Marshmallow, a 10-foot python, is intubated and ready for surgery. Photos courtesy the Ontario Veterinary College.

 

It was a Canada Day weekend that Ontario Veterinary College (OVC) veterinarian Hugues Beaufrère and pet owner Troy Stuckless will not soon forget. The holiday weekend was interrupted by “Marshmallow,” a 10-foot-long albino Burmese python that needed emergency surgery after swallowing a bath towel.

Marshmallow isn’t from around Guelph. The snake had to be flown in from St. John’s, Nfld., and then driven from the Toronto airport to OVC. That meant surgery couldn’t start until after 9 p.m. on the Friday of the long weekend.

It was a nail-biting time for Stuckless, who had to wait more than 2,000 kilometres away and into early Saturday morning to hear whether his pal and “business partner” would be OK.

But it was business as usual for Beaufrère, OVC’s avian and exotic pet specialist. Marshmallow was the second snake he had operated on that week, he says, “although this case was different. It’s very unusual for a snake to swallow an entire towel like that.”

Stuckless owns Newfoundland Reptiles, a travelling exotic animal show. On June 27, he had given his beloved snake and star attraction a bath after the animal’s monthly meal. Five-year-old Marshmallow looked so comfortable snuggled up with the bath towel that Stuckless left the snake in its makeshift den. When he returned a few hours later, the towel was gone.

“This is where I felt more emotion in one second than I thought possible: worry, confusion, shock, anger toward myself and remorse, to name a few,” he says. “When you’ve had reptiles a long time like I have, you know there are a lot of things that can go right and a lot of things that can go wrong. This was so wrong that he could have died.”

No vets in St. John’s work on snakes, so Stuckless called OVC. “The people who picked up the phone were wonderful.” They told him that if Marshmallow did not regurgitate the towel within 12 hours, the snake would need emergency surgery.

After the towel failed to appear the next morning, Stuckless scrambled to get Marshmallow on a plane to Ontario. “The airline classified it as a pet emergency, and he got on the next flight.” Arranging transportation from the airport to Guelph was more difficult. “When you tell people what it is, some people hesitate.”

It’s not the first time a pet has winged cross-country to OVC. A pigeon, also from Newfoundland, was once flown in for Beaufrère. “We’ll try and help a pet from anywhere as long as they are able to come to us,” he says.

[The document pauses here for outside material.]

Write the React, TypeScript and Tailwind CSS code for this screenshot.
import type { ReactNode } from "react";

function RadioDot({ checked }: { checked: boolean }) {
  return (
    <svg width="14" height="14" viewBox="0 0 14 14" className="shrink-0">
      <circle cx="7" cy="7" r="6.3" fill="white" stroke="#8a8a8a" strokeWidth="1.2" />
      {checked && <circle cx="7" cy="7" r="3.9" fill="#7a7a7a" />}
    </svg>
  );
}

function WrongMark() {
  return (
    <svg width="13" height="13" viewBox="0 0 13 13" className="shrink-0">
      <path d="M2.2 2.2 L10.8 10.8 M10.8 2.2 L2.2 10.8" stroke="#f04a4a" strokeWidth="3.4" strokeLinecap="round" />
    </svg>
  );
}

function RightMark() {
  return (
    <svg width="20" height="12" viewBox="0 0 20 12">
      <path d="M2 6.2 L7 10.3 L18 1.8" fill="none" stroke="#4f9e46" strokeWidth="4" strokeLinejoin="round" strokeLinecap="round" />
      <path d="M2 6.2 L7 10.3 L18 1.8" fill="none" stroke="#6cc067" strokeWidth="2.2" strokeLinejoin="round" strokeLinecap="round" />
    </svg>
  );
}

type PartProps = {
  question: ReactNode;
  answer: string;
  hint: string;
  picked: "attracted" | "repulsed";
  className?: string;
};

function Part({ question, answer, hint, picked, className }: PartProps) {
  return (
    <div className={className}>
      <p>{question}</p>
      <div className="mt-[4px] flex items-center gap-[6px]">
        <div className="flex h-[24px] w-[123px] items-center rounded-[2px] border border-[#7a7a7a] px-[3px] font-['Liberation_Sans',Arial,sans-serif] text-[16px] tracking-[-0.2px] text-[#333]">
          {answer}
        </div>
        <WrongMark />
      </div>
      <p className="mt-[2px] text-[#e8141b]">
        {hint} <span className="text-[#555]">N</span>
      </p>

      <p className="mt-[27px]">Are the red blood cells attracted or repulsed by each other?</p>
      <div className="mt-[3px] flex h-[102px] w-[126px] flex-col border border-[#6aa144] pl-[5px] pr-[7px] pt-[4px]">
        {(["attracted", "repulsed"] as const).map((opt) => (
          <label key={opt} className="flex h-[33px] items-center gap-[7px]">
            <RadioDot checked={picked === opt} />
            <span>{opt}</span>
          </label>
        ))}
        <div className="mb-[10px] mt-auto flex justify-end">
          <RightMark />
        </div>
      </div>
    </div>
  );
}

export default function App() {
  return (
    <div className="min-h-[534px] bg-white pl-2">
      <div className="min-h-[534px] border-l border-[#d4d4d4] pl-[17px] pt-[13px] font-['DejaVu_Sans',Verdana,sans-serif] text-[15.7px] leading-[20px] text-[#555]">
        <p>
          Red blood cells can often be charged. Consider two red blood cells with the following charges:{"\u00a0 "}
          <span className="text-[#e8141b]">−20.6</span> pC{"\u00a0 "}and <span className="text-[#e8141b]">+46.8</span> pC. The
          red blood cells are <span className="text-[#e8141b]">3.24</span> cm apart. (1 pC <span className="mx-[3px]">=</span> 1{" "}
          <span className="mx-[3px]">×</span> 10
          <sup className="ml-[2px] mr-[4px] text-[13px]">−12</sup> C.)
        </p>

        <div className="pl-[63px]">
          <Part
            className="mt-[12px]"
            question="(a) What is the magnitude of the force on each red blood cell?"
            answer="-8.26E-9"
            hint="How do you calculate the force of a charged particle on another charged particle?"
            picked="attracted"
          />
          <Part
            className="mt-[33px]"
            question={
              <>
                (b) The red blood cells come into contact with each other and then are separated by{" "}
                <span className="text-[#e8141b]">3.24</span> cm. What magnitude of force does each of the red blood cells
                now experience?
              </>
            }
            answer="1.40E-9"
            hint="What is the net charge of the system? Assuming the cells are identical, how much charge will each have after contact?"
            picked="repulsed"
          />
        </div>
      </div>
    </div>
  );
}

Marshmallow arrived at the veterinary college Friday night. “It was an easy case to diagnose: missing towel, bulge in the snake’s side,” says Beaufrère, “but the snake would eventually have died from it. The towel was far too big to have passed on its own.”

Also on the case were resident Delphine Laniesse, intern Sarah Wills and anesthesiologist Carolyn Kerr, a professor and chair of the Department of Clinical Studies.

Things went smoothly; the snake’s size – about 17 kilograms – worked in its favour. “He had a large head. It made it easier to intubate and insert an IV catheter inside its mouth,” Beaufrère said. “Snakes can also take a while to recover from anesthesia – up to 24 hours – but this snake recovered in a hurry – within a half hour – which was very fast.”

A few days later, Marshmallow went home. “He’s doing great,” Stuckless said during a telephone interview. “He’s definitely still hurting; I can tell. He is usually on the go in his cage all of the time, but now he is sticking to one spot until he’s healed up.”

Stuckless has to give his pet injections every three days. “I really don’t like needles. I almost passed out doing it. This has been a big experience for both of us.”

He shrugged off the inconvenience and costs. “If you have a business that involves animals, you have a responsibility to do everything in your power to care for them. My reptiles are my close buddies; they have distinct personalities.”

Stuckless was impressed by his first-ever experience with OVC. In a Facebook posting, he wrote: “The staff at OVC was the most professional and compassionate towards animals that I have ever witnessed.”

During the phone interview, he added: “Everyone at OVC was great. They held my hand the whole time. If I ever have another emergency, that is definitely where I will be going, but hopefully it will not be another emergency with Marshmallow.”